RECORDS FOR THE EXERCISE:
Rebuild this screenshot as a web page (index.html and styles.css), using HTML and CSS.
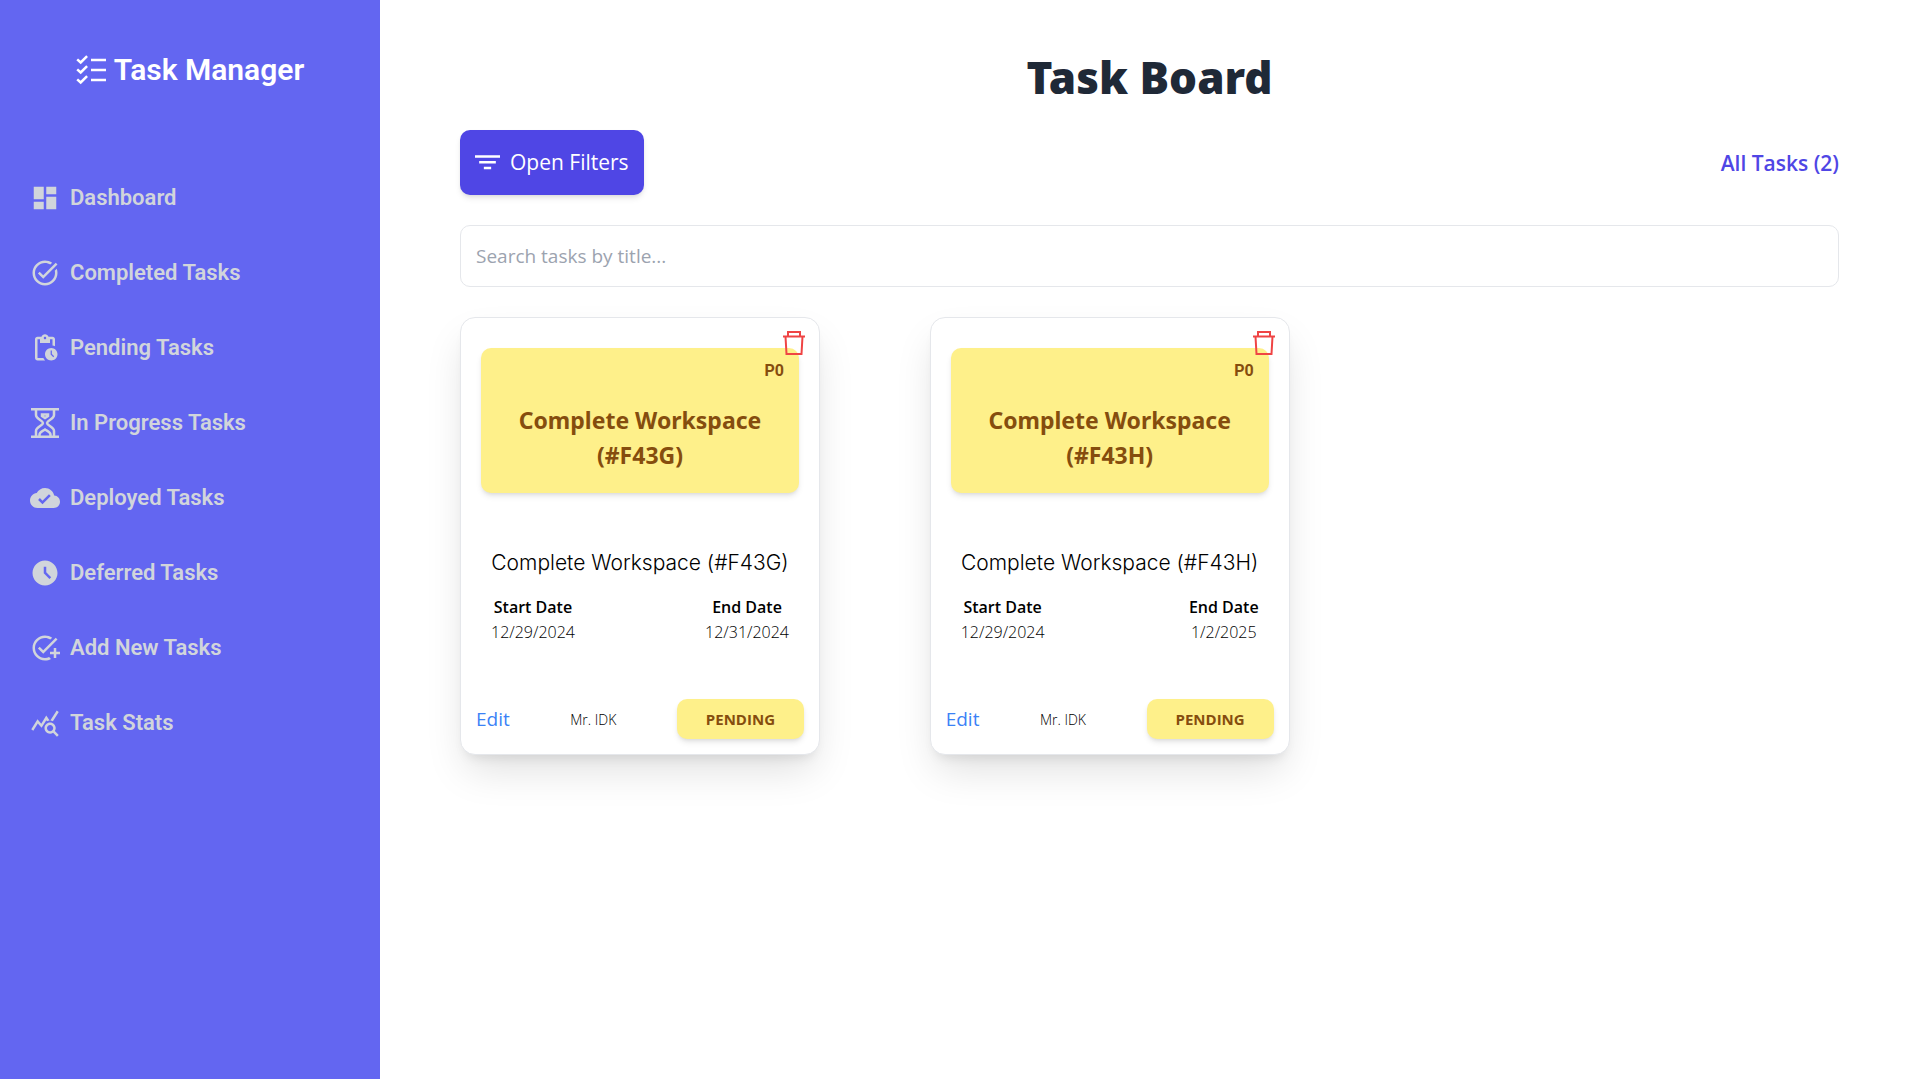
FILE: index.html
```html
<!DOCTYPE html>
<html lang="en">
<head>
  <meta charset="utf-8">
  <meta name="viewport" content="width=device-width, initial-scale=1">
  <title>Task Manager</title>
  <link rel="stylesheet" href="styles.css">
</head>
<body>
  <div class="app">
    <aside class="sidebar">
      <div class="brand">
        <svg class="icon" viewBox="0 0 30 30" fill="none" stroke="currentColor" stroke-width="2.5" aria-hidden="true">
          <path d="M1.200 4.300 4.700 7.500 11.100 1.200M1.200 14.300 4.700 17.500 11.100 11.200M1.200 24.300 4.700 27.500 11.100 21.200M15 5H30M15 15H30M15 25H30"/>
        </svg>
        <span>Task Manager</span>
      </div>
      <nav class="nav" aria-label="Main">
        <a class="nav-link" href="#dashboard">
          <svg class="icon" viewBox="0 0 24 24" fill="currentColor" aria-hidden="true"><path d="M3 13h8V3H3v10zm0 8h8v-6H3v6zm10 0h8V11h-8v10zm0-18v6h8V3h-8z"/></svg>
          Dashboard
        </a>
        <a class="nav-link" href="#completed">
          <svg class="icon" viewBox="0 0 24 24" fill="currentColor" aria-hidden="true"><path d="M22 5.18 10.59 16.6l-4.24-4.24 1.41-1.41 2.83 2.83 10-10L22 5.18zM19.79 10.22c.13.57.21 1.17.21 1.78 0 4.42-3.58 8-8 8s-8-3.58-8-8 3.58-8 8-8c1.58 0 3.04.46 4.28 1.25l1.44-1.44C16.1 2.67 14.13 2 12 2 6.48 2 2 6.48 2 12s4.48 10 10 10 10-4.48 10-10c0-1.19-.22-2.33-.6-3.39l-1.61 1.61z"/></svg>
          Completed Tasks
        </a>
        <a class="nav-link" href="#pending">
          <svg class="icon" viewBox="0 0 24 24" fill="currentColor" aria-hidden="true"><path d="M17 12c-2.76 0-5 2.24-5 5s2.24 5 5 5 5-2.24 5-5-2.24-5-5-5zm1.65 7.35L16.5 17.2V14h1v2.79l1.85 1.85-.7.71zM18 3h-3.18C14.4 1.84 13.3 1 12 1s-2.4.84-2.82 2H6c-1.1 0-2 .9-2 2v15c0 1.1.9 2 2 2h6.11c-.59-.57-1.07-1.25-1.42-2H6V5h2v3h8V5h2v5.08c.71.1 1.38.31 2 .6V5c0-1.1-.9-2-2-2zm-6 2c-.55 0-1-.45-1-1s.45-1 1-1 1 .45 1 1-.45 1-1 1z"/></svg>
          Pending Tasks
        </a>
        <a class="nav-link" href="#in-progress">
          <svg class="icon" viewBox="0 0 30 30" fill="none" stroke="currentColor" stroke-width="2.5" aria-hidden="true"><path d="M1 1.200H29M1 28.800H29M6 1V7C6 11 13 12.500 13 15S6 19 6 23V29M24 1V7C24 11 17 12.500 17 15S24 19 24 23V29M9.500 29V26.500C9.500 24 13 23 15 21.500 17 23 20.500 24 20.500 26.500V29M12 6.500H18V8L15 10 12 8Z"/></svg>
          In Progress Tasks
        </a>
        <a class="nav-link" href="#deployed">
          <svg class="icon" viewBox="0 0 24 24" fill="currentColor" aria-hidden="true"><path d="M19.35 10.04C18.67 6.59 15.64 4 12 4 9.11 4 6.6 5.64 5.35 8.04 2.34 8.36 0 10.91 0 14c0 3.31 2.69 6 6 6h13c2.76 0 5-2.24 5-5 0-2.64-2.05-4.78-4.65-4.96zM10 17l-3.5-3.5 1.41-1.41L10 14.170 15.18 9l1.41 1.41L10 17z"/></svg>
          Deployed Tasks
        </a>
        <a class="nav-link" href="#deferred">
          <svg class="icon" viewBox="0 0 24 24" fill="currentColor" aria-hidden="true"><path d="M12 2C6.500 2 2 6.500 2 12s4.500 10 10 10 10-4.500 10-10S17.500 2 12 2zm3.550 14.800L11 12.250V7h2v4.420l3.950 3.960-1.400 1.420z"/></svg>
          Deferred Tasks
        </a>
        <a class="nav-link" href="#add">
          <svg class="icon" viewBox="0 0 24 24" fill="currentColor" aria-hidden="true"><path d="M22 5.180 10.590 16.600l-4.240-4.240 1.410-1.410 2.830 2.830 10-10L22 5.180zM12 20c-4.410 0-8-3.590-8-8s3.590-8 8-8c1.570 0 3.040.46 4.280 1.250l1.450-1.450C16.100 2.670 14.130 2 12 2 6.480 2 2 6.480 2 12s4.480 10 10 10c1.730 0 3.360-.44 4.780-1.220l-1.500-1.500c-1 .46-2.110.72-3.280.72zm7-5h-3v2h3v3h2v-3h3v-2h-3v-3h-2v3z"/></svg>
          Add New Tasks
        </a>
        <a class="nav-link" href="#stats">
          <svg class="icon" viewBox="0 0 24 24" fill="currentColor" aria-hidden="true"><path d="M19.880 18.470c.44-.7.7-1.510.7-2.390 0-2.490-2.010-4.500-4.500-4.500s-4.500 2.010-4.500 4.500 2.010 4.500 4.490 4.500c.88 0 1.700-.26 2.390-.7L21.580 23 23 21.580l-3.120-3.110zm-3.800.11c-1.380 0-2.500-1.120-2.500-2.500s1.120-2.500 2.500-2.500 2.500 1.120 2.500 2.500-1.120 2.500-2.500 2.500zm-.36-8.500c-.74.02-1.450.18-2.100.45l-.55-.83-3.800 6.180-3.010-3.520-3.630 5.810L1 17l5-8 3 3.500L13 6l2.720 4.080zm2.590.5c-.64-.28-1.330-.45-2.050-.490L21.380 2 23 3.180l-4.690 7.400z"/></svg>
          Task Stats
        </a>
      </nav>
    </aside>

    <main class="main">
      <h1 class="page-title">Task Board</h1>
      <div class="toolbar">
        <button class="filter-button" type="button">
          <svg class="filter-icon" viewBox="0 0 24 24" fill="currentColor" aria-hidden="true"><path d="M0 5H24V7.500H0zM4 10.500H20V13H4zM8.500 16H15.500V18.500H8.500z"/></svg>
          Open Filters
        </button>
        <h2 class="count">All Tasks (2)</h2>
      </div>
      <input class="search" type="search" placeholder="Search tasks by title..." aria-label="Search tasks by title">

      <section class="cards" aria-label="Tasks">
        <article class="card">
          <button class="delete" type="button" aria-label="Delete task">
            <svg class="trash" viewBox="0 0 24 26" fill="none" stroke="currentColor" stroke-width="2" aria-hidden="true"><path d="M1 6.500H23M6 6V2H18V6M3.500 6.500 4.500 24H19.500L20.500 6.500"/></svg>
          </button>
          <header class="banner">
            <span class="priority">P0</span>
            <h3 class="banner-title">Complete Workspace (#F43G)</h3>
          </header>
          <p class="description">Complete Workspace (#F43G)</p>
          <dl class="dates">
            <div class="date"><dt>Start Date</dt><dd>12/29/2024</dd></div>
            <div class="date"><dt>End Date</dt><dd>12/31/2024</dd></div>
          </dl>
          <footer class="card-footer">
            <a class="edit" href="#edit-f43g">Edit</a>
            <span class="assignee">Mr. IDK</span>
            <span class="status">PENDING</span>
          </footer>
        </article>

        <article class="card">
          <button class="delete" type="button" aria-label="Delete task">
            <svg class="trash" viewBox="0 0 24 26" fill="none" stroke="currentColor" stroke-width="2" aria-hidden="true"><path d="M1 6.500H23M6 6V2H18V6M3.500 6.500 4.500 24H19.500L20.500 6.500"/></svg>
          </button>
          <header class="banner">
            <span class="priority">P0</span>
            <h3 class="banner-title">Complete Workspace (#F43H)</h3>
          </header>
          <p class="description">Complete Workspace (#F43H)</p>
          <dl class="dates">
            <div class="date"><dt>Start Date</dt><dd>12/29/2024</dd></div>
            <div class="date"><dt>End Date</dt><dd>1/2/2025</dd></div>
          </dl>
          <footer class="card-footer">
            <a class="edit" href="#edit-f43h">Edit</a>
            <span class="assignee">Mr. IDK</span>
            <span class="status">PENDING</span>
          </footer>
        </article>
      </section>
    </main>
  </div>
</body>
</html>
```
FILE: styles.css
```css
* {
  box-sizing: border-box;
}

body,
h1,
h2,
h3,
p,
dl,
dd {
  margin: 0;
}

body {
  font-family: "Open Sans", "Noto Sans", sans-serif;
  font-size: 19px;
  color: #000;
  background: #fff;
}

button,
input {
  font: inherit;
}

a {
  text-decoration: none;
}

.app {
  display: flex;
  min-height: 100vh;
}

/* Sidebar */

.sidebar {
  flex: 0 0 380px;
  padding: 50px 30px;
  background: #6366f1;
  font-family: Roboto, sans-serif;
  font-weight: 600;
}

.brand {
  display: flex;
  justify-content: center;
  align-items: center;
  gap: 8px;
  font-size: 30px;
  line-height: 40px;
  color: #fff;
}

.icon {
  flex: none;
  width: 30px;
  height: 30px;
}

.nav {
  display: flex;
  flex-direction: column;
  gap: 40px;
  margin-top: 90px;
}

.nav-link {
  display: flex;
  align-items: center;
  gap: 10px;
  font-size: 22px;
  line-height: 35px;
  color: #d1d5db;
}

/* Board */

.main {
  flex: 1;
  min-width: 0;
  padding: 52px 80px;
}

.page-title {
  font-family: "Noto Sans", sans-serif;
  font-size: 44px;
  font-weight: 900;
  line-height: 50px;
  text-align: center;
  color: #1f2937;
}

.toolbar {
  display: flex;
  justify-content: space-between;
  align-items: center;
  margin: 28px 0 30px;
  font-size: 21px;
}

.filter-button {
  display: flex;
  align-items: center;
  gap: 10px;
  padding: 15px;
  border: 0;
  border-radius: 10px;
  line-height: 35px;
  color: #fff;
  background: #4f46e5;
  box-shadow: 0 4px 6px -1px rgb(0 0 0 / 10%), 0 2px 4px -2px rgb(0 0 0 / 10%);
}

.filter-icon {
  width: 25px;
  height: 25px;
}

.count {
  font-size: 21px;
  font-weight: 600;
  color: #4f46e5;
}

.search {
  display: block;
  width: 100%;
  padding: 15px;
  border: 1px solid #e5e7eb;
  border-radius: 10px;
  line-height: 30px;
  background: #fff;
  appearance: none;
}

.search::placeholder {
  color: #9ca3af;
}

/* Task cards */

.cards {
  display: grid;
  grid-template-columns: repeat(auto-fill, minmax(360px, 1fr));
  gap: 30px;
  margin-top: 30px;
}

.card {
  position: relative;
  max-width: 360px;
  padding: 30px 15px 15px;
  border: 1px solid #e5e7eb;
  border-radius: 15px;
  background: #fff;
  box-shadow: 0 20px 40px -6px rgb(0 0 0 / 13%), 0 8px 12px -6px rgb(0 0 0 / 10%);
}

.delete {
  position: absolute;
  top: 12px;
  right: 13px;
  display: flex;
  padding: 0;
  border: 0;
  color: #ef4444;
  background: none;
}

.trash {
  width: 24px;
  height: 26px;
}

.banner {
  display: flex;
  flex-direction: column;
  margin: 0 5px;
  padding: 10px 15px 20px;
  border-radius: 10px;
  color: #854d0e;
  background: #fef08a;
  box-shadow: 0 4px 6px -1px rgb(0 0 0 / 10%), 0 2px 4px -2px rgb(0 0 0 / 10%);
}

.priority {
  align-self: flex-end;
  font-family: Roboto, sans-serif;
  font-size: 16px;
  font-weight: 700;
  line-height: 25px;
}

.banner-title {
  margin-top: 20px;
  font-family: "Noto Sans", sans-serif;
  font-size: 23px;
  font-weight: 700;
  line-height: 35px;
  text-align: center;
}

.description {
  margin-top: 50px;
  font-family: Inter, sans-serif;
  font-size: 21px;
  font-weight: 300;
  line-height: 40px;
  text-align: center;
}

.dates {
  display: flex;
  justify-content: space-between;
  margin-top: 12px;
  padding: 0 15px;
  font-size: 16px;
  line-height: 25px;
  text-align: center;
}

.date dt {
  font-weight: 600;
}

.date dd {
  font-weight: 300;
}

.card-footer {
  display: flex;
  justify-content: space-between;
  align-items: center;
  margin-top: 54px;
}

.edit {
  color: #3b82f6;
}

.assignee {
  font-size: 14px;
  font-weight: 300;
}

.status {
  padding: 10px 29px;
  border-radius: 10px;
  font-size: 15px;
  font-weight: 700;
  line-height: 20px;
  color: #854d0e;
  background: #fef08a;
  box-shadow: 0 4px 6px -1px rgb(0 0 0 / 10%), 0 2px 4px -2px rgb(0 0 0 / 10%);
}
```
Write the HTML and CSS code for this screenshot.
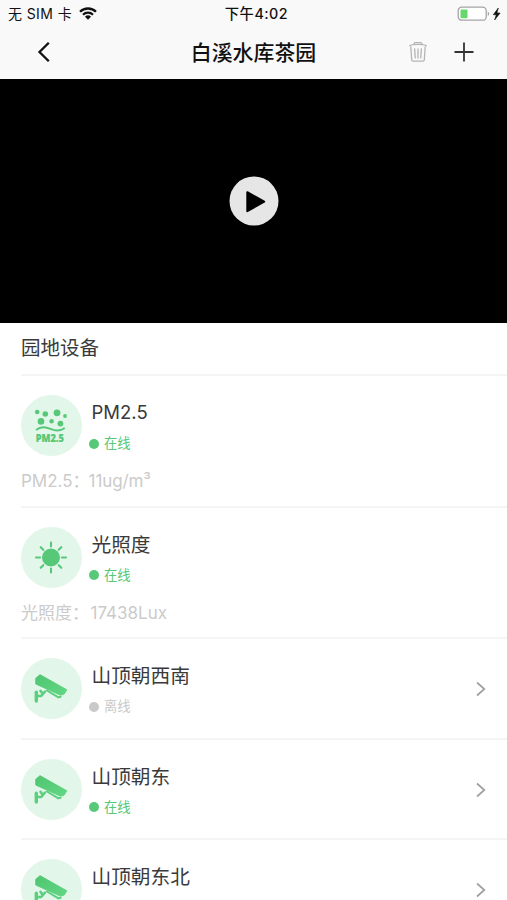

WHAT YOU SHOULD DO: Your answer should be a single number: how many lines of the material contain the word "screenshot".

FULL OUTPUT: 2